** BEGIN DATA EXTRACT **
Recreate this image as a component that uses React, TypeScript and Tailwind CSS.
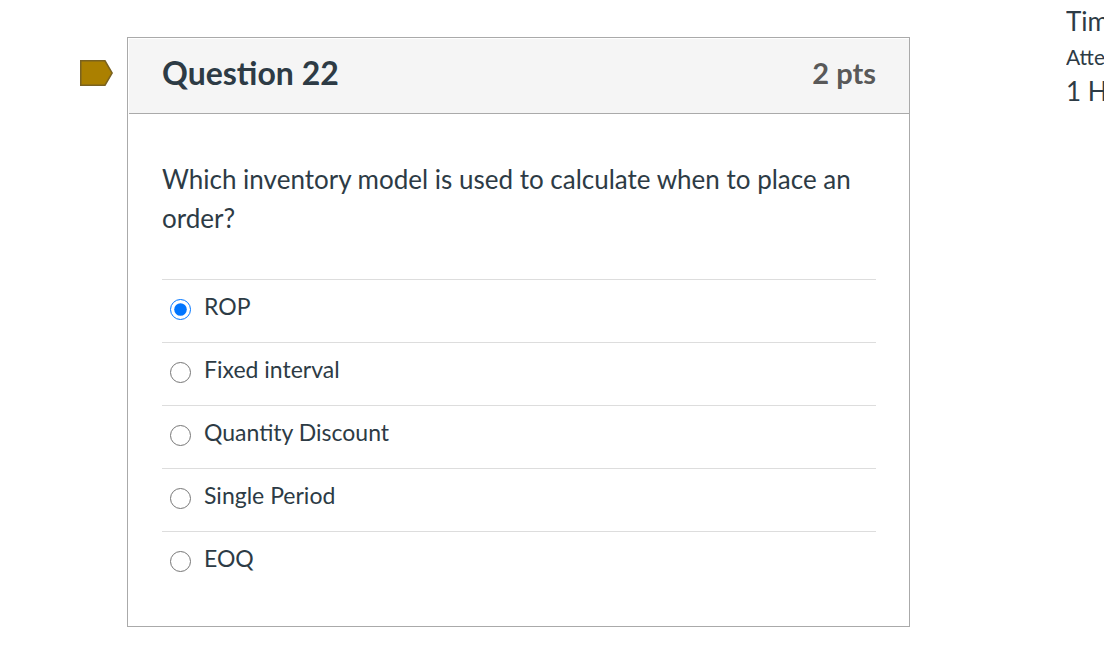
// Quiz question page: flag marker, question card, timer column on the right
import { useState } from 'react'

interface Answer {
  id: string
  label: string
}

const ANSWERS: Answer[] = [
  { id: 'rop', label: 'ROP' },
  { id: 'fixed', label: 'Fixed interval' },
  { id: 'quantity', label: 'Quantity Discount' },
  { id: 'single', label: 'Single Period' },
  { id: 'eoq', label: 'EOQ' },
]

function FlagButton() {
  return (
    <button type="button" aria-label="Flag question" className="mt-[22px] mr-3.5 h-7 shrink-0">
      <svg width="33" height="28" viewBox="0 0 33 28" className="block">
        <path d="M0.75 1.75H25L32.2 14L25 26.25H0.75Z" fill="#ab8000" stroke="#7a6220" strokeWidth="1.5" />
      </svg>
    </button>
  )
}

function QuestionCard() {
  const [selected, setSelected] = useState('rop')

  return (
    <section className="min-w-0 flex-1 border border-[#aaaaaa] pt-px pb-8">
      {/* Header */}
      <header className="ml-px flex h-[75px] items-center justify-between border-b border-[#aaaaaa] bg-[#f5f5f5] pr-[33px] pb-1.5 pl-[33px]">
        <h2 className="text-[32px] leading-10 font-bold">Question 22</h2>
        <span className="text-[29px] leading-10 font-bold text-[#595959]">2 pts</span>
      </header>

      {/* Question and answers */}
      <fieldset className="pt-[46px] pr-[33px] pl-[34px]">
        <legend className="float-left w-full pb-[41px] text-[26px] leading-[39px]">
          Which inventory model is used to calculate when to place an order?
        </legend>
        <div className="clear-both">
          {ANSWERS.map((a) => (
            <label key={a.id} className="flex h-[63px] items-start border-t border-[#dddddd] pt-2.5 pl-2">
              <input
                type="radio"
                name="answer"
                value={a.id}
                checked={selected === a.id}
                onChange={() => setSelected(a.id)}
                className="mt-[9px] mr-[13px] size-[21px] shrink-0"
              />
              <span className="text-[23px] leading-8">{a.label}</span>
            </label>
          ))}
        </div>
      </fieldset>
    </section>
  )
}

export default function App() {
  return (
    <div className="flex min-h-screen items-start overflow-hidden bg-white font-[Lato,sans-serif] text-[#2d3b45]">
      <main className="flex min-w-0 flex-1 items-start pt-[37px] pr-[156px] pb-6 pl-20">
        <FlagButton />
        <QuestionCard />
      </main>

      {/* Timer */}
      <aside className="w-[38px] shrink-0 overflow-hidden pt-[3px] whitespace-nowrap">
        <p className="text-[26px] leading-9">Tim</p>
        <p className="text-[21px] leading-9">Atte</p>
        <p className="text-[26px] leading-8">1 H</p>
      </aside>
    </div>
  )
}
** END DATA EXTRACT **
DESCRIPTION OF THE TASK =
Please write out all of the material above without changing a word, and omit any pictures.

EXERCISE OUTPUT =
Recreate this image as a component that uses React, TypeScript and Tailwind CSS.
// Quiz question page: flag marker, question card, timer column on the right
import { useState } from 'react'

interface Answer {
  id: string
  label: string
}

const ANSWERS: Answer[] = [
  { id: 'rop', label: 'ROP' },
  { id: 'fixed', label: 'Fixed interval' },
  { id: 'quantity', label: 'Quantity Discount' },
  { id: 'single', label: 'Single Period' },
  { id: 'eoq', label: 'EOQ' },
]

function FlagButton() {
  return (
    <button type="button" aria-label="Flag question" className="mt-[22px] mr-3.5 h-7 shrink-0">
      <svg width="33" height="28" viewBox="0 0 33 28" className="block">
        <path d="M0.75 1.75H25L32.2 14L25 26.25H0.75Z" fill="#ab8000" stroke="#7a6220" strokeWidth="1.5" />
      </svg>
    </button>
  )
}

function QuestionCard() {
  const [selected, setSelected] = useState('rop')

  return (
    <section className="min-w-0 flex-1 border border-[#aaaaaa] pt-px pb-8">
      {/* Header */}
      <header className="ml-px flex h-[75px] items-center justify-between border-b border-[#aaaaaa] bg-[#f5f5f5] pr-[33px] pb-1.5 pl-[33px]">
        <h2 className="text-[32px] leading-10 font-bold">Question 22</h2>
        <span className="text-[29px] leading-10 font-bold text-[#595959]">2 pts</span>
      </header>

      {/* Question and answers */}
      <fieldset className="pt-[46px] pr-[33px] pl-[34px]">
        <legend className="float-left w-full pb-[41px] text-[26px] leading-[39px]">
          Which inventory model is used to calculate when to place an order?
        </legend>
        <div className="clear-both">
          {ANSWERS.map((a) => (
            <label key={a.id} className="flex h-[63px] items-start border-t border-[#dddddd] pt-2.5 pl-2">
              <input
                type="radio"
                name="answer"
                value={a.id}
                checked={selected === a.id}
                onChange={() => setSelected(a.id)}
                className="mt-[9px] mr-[13px] size-[21px] shrink-0"
              />
              <span className="text-[23px] leading-8">{a.label}</span>
            </label>
          ))}
        </div>
      </fieldset>
    </section>
  )
}

export default function App() {
  return (
    <div className="flex min-h-screen items-start overflow-hidden bg-white font-[Lato,sans-serif] text-[#2d3b45]">
      <main className="flex min-w-0 flex-1 items-start pt-[37px] pr-[156px] pb-6 pl-20">
        <FlagButton />
        <QuestionCard />
      </main>

      {/* Timer */}
      <aside className="w-[38px] shrink-0 overflow-hidden pt-[3px] whitespace-nowrap">
        <p className="text-[26px] leading-9">Tim</p>
        <p className="text-[21px] leading-9">Atte</p>
        <p className="text-[26px] leading-8">1 H</p>
      </aside>
    </div>
  )
}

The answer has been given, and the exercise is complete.